Work to do:
Both boundary lines count: repeat, exactly and alone, the lines from the one containing "Give me the" to the one containing "Part[]; d1: string;", with pictures left out.

Supplied data:
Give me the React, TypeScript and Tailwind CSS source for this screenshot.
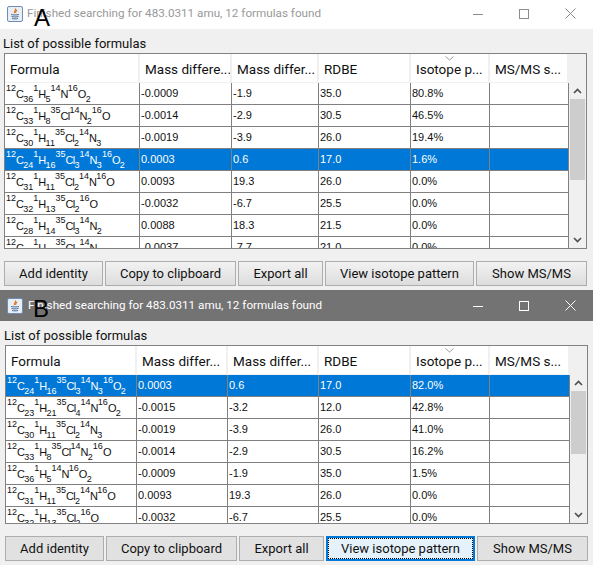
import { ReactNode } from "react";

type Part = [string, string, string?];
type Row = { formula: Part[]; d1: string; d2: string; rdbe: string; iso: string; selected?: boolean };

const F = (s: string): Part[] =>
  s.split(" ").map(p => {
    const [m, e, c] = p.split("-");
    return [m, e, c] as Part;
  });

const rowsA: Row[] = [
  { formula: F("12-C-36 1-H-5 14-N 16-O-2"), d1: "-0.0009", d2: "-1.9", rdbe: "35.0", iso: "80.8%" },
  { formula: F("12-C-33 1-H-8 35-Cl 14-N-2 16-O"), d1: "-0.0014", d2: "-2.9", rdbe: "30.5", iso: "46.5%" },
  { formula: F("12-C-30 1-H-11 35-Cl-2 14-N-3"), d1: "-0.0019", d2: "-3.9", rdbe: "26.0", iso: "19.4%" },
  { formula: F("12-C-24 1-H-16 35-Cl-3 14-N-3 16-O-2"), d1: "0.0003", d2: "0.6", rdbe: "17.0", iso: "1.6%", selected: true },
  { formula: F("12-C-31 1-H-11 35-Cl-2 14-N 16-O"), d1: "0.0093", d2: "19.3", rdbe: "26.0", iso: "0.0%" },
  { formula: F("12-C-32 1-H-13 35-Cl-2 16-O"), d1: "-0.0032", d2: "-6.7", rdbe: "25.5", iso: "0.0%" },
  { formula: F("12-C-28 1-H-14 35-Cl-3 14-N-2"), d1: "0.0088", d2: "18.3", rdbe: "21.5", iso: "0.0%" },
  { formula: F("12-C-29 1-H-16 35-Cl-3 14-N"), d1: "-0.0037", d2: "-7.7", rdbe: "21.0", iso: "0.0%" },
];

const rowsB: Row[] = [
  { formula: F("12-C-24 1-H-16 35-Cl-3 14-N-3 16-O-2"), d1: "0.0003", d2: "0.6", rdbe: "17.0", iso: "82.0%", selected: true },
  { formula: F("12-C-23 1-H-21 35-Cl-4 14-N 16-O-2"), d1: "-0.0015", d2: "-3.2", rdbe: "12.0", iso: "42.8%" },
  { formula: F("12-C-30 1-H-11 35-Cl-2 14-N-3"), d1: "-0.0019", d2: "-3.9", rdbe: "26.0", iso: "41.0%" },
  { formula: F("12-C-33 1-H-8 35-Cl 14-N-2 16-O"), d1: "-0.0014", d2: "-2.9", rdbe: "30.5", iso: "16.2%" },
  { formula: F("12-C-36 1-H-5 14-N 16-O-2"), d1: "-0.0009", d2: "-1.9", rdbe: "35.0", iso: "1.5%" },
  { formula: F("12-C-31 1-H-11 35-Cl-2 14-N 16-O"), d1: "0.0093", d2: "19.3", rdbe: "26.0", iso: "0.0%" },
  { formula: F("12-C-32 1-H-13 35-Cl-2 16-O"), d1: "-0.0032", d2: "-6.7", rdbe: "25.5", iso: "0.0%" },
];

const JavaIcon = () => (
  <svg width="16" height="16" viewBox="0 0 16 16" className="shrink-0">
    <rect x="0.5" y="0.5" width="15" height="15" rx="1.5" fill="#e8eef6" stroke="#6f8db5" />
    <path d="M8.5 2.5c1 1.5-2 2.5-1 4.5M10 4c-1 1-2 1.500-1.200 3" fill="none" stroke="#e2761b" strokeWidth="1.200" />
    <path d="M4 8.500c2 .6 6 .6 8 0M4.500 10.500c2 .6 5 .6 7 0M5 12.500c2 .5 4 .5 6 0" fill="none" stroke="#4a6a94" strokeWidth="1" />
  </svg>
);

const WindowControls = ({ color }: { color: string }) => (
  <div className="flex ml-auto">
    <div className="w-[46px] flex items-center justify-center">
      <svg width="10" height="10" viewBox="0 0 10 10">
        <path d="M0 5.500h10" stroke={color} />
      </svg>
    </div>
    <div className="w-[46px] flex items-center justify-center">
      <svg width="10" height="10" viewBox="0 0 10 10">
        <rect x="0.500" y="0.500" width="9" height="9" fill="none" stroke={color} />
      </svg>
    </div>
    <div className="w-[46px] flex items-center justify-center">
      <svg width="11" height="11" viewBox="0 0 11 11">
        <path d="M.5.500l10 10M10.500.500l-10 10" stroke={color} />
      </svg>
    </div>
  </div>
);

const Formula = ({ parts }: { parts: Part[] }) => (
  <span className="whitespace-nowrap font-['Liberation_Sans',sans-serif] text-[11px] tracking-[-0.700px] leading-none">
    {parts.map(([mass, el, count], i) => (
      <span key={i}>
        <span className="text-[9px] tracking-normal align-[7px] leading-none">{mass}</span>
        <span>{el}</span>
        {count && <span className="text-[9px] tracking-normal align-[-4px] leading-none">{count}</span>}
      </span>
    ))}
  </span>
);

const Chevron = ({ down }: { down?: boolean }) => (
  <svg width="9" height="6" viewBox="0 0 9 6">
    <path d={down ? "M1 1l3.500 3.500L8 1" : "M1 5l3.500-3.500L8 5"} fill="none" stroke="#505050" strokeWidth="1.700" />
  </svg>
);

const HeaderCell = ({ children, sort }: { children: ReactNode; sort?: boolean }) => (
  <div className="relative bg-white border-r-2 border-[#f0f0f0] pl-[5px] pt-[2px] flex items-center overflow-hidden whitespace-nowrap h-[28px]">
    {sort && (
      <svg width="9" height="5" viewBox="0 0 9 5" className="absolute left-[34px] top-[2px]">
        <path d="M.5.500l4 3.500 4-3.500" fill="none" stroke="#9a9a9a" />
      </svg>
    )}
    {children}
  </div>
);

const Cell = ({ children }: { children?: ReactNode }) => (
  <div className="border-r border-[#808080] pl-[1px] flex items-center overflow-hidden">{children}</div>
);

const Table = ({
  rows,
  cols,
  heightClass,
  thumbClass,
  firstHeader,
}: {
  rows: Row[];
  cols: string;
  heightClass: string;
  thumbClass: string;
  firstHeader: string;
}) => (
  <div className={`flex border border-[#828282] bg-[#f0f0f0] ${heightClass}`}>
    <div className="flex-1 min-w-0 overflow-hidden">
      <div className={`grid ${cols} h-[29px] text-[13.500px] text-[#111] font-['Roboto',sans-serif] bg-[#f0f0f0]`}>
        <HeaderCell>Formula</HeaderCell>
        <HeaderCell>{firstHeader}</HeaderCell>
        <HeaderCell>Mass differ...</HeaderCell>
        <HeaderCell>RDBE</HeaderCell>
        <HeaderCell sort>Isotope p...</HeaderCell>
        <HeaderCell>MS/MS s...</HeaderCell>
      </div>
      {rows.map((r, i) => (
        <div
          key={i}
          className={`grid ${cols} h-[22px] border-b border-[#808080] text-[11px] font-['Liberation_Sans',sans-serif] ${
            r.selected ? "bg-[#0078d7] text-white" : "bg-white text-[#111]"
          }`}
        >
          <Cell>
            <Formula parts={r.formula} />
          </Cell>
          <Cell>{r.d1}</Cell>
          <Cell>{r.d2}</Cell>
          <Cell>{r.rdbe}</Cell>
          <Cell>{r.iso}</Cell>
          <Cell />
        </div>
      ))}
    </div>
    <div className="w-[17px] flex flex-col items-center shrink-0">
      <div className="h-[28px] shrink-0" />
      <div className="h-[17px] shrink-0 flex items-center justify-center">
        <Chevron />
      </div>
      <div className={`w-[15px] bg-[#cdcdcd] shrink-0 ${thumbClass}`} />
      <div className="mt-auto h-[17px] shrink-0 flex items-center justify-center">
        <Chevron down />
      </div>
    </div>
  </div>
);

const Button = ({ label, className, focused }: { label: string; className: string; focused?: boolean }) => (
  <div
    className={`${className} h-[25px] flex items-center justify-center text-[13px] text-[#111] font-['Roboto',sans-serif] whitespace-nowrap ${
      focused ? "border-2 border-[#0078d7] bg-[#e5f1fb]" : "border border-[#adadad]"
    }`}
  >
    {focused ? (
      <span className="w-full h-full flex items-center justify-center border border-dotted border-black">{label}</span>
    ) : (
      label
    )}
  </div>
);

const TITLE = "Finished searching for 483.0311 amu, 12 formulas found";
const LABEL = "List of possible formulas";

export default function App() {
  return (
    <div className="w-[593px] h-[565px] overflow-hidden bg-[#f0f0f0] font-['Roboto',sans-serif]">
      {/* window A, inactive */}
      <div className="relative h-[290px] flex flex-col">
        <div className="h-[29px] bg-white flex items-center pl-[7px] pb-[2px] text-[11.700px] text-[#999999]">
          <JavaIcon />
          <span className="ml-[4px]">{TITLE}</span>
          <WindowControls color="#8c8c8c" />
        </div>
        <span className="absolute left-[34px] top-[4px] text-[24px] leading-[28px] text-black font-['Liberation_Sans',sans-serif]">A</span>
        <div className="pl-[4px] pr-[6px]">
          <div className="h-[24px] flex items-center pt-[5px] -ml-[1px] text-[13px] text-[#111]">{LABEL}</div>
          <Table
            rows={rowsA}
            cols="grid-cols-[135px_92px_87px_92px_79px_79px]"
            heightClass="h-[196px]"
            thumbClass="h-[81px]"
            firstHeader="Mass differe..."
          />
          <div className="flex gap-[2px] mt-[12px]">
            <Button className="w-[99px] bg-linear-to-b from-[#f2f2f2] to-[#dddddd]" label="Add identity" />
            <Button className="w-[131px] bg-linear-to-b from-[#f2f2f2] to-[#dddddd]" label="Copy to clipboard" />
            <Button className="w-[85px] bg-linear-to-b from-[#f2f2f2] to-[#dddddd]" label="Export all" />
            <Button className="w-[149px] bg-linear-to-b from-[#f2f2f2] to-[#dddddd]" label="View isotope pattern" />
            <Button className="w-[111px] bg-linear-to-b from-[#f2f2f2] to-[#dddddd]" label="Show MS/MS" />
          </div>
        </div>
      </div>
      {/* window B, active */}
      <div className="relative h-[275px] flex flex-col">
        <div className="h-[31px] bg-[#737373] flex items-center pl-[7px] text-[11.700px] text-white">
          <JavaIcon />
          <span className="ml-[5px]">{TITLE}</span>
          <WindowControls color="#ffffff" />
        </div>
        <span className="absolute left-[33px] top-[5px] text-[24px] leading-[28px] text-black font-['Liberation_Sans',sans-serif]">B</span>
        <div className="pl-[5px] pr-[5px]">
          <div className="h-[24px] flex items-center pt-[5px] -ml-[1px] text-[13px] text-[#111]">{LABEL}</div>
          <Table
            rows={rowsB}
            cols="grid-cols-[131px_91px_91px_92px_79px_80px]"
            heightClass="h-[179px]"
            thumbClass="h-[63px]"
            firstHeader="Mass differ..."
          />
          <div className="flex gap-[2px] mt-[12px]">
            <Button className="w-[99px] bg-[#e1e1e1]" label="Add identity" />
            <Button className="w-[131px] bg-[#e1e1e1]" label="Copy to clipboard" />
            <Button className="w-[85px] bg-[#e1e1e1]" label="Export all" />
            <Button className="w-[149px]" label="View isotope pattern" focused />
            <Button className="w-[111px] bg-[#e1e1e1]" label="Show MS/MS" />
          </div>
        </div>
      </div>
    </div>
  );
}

--

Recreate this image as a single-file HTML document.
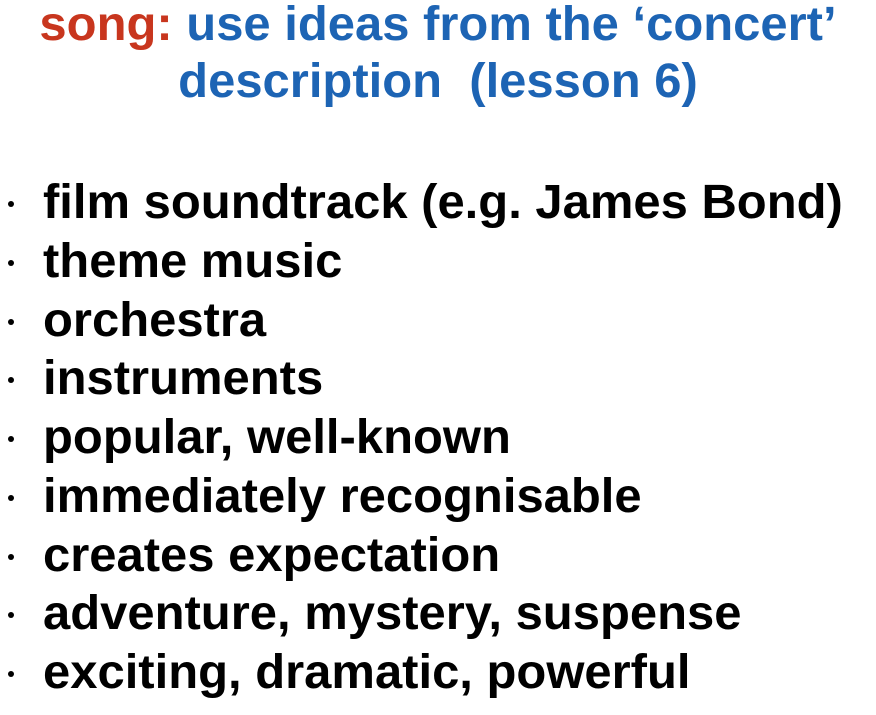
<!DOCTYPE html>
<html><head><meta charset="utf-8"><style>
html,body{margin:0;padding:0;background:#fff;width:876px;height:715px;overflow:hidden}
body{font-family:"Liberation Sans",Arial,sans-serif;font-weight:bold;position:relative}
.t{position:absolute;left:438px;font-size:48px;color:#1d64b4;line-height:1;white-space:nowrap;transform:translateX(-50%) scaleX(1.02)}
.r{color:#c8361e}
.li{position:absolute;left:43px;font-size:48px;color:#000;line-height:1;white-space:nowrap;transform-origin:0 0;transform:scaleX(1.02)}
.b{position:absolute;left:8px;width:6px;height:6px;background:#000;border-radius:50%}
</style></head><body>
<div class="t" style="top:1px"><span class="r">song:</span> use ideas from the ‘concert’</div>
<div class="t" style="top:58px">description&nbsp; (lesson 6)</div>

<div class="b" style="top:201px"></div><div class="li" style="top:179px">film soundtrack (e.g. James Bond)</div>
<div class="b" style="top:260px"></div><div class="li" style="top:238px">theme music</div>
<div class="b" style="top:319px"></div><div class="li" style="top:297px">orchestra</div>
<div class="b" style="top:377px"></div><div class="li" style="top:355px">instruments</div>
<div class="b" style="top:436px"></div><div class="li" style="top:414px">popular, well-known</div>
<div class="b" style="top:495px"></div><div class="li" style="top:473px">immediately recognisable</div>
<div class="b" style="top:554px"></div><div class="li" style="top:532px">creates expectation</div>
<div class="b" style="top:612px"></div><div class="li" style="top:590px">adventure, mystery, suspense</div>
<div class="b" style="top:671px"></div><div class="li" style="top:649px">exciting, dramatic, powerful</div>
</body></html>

Answer in full:
Give me the React, TypeScript and Tailwind CSS source for this screenshot.
import { ReactNode } from "react";

type Part = [string, string, string?];
type Row = { formula: Part[]; d1: string; d2: string; rdbe: string; iso: string; selected?: boolean };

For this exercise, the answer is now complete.